In some ways, it’s true. It might even seem to some to tally with the vision of receptivity to parenthood sketched above. But Calmeyn (and I) would disagree.

Note where the focus of gravity is: “I have produced a child with the help of the Lord.” “I.” God “helped.” God—without whom no child, no human being, has life—is reduced to a supporting actor.

After Cain kills Abel and then goes into exile, Adam and Eve have another child, Seth. Listen now how Eve speaks of Seth: “God has granted me another offspring in place of Abel” (Gen 4:25). Gone is the “I.” In the words of Professor Henry Higgins, “by George, she’s got it!” The subject of the sentence is “God” who “granted,” that is, gifted, Eve is with a child whom she now receives.

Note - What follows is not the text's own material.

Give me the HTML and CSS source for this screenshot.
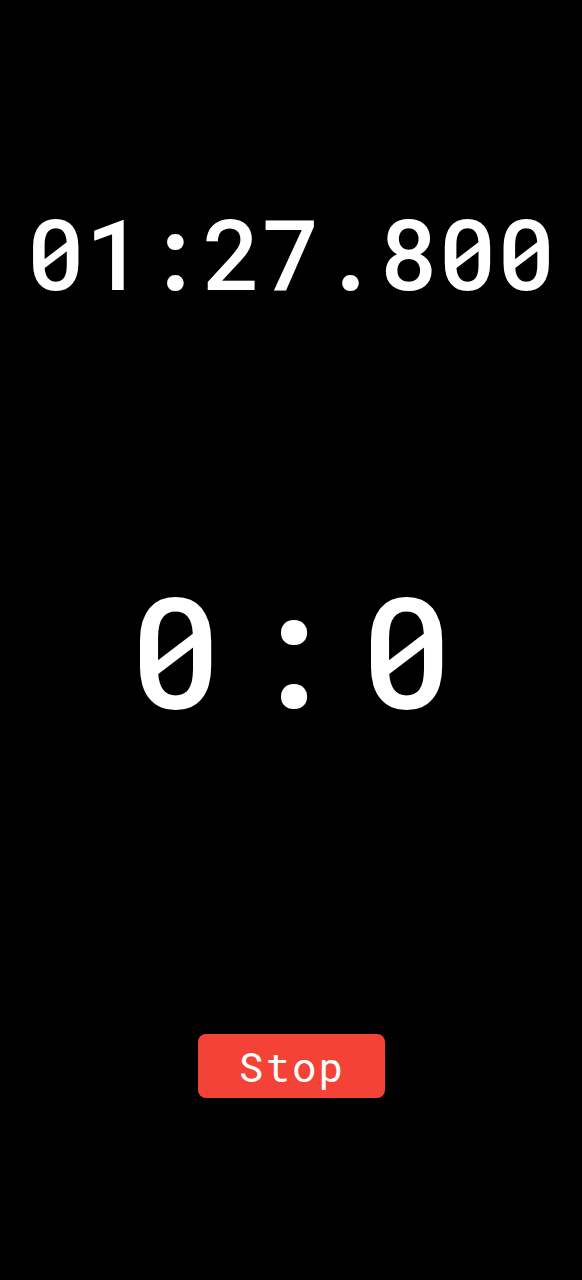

Catholic sexual ethics and parenthood have never been just about “methods”—“natural” versus “artificial” or “doing what comes naturally” versus artificial means of reproduction. Catholic sexual ethics is also about right attitudes, including attitudes of piety (and concomitant humility) that recognize whom God is, whom we are, and how these three are properly related. It is about recognizing that, in Mary’s words also connected with her parenthood, “I am the handmaid of the Lord.”

Mary received her Child as a gift. Let her, the new Eve, be our model of the Catholic attitude towards parenthood, towards “receiving a child.” Because that is how she received her God … and how we do or don’t.